L'ombra di Papa Doc si staglia funesta dietro i marines americani che per l'ennesima volta si apprestano a rioccupare Haiti. Il primo sbarco era avvenuto nel 1915. Adesso come allora, Washington promette democrazia e prosperità. Oggi, come 89 anni fa, gli Usa si dicono pronti a organizzare un esercito e una polizia «rispettosi della legge». Nel frattempo si è passati da una dittatura all'altra, come quelle efferate dei Duvalier, il padre François (1957-71), detto Papa Doc, e il figlio Jean-Claude (1971-86): deve far riflettere che l'appena esautorato Jean-Bertrand Aristide fosse il primo presidente democraticamente eletto di Haiti.

Oggi, dopo l'interludio, la maledizione si ripete: sono tutti nostalgici di Papa Doc, o discendenti dei Tonton Macoute i ribelli che - con la tacita approvazione delle grandi potenze - hanno cacciato Aristide. Il popolo haitiano continua così a raccogliere i frutti di quasi un secolo di benevola sollecitudine da parte del grande fratello nordamericano: la quasi totalità della popolazione vive con meno di un dollaro al giorno e più della metà dei bambini muore prima di arrivare ai cinque anni.

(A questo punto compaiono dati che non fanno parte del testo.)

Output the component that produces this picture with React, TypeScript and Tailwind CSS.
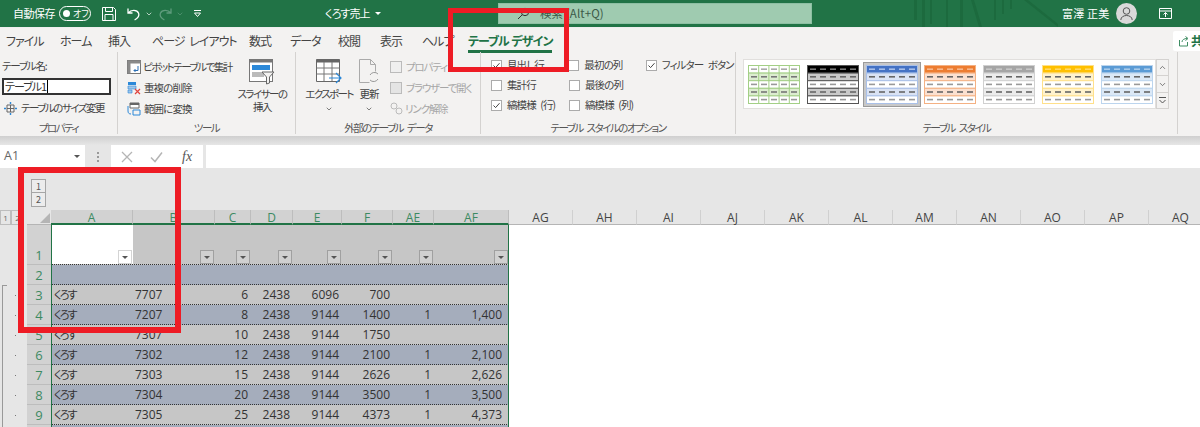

L'economia di questa mezza isola è costituita da 8 milioni di miserabili e da poche migliaia di latifondisti (che pudicamente la Casa bianca chiama «agricoltori» con cui stabilire una coalizione di governo).

E la spirale non cessa di aggravarsi: più si restringe l'oligarchia finanziaria e fondiaria, più si allarga la massa dei nullatenenti, più s'incancrenisce il sottosviluppo. Nonostante sia il primo paese al mondo ad avere vinto (nel 1804) la lotta di liberazione contro lo schiavismo bianco, Haiti vive ancora in un regime di schiavismo informale, di feudalesimo rurale spinto al parossismo. La legge è quella dei pochi padroni, e dei loro sgherri assurti a esercito e polizia nazionali. Due secoli fa Saint-Domingue era una delle terre più ricche della terra, oggi è un inferno. E non c'è democrazia possibile senza almeno un accenno di spartizione delle ricchezze, senza che emerga l'embrione di una classe di lavoratori dipendenti con un potere d'acquisto al di sopra del livello di sussistenza.

I vecchi marxisti direbbero che non c'è rivoluzione politica senza un mutamento nel modo di produzione. Ma nella struttura sociale di Haiti nulla è cambiato, e gli Stati uniti nulla hanno fatto per cambiarla. È nel feudalesimo strutturale che va cercata la chiave del fallimento di Aristide, molto più che nelle (evidenti) défaillances caratteriali dell'ex parroco.

L'economia e la società di Haiti sono dispotiche: la democrazia vi è perciò precaria, effimera. Ecco perché la partenza di Aristide lascia l'amaro in bocca, quello di una speranza nutrita contro ogni razionalità e infine delusa, quello di un'occasione mancata, anche se l'insuccesso era annunciato. Sembra di assistere a un remake dell'horror centroamericano, già proiettato in Salvador, Guatemala, nella vicina Santo Domingo, in Nicaragua: il «cortile di casa» degli Stati uniti.

Ma stavolta ci sono due elementi nuovi. Il primo è che il «cortile di casa» si è allargato fino alle rive del Tigri e dell'Eufrate: la corrente del golfo del Messico è arrivata nel golfo Persico. Le promesse di democrazia ad Haiti si rispecchiano in quelle di un prospero futuro in Iraq.

Attraverso la simultanea presenza dei marines, Baghdad e Port-au-Prince si rimandano l'una all'altra, inviandoci un'immagine riflessa e disorientante della visione geopolitica statunitense.

Il secondo elemento è costituito dalla partecipazione francese alla forza «di pace», anch'essa illuminata per contrasto dalla questione irachena: Parigi si era opposta con i denti a un intervento in Iraq, mentre per la francofona Haiti l'ha quasi sollecitato, unendosi al coro che intona le magnifiche sorti e progressive dell'isoletta caraibica.

Ma anche se ora è intonato a due voci (tre con il Canada), non per questo l'inno all'imperialismo umanitario è diventato più veritiero.

Il più sarcastico commento al vangelo della legalità internazionale declamato dalle grandi potenze ce lo fornisce il contingente militare schierato intorno ai ruderi fumanti delle saccheggiate baraccopoli di Port-au Prince: mitra a vegliare su stracci.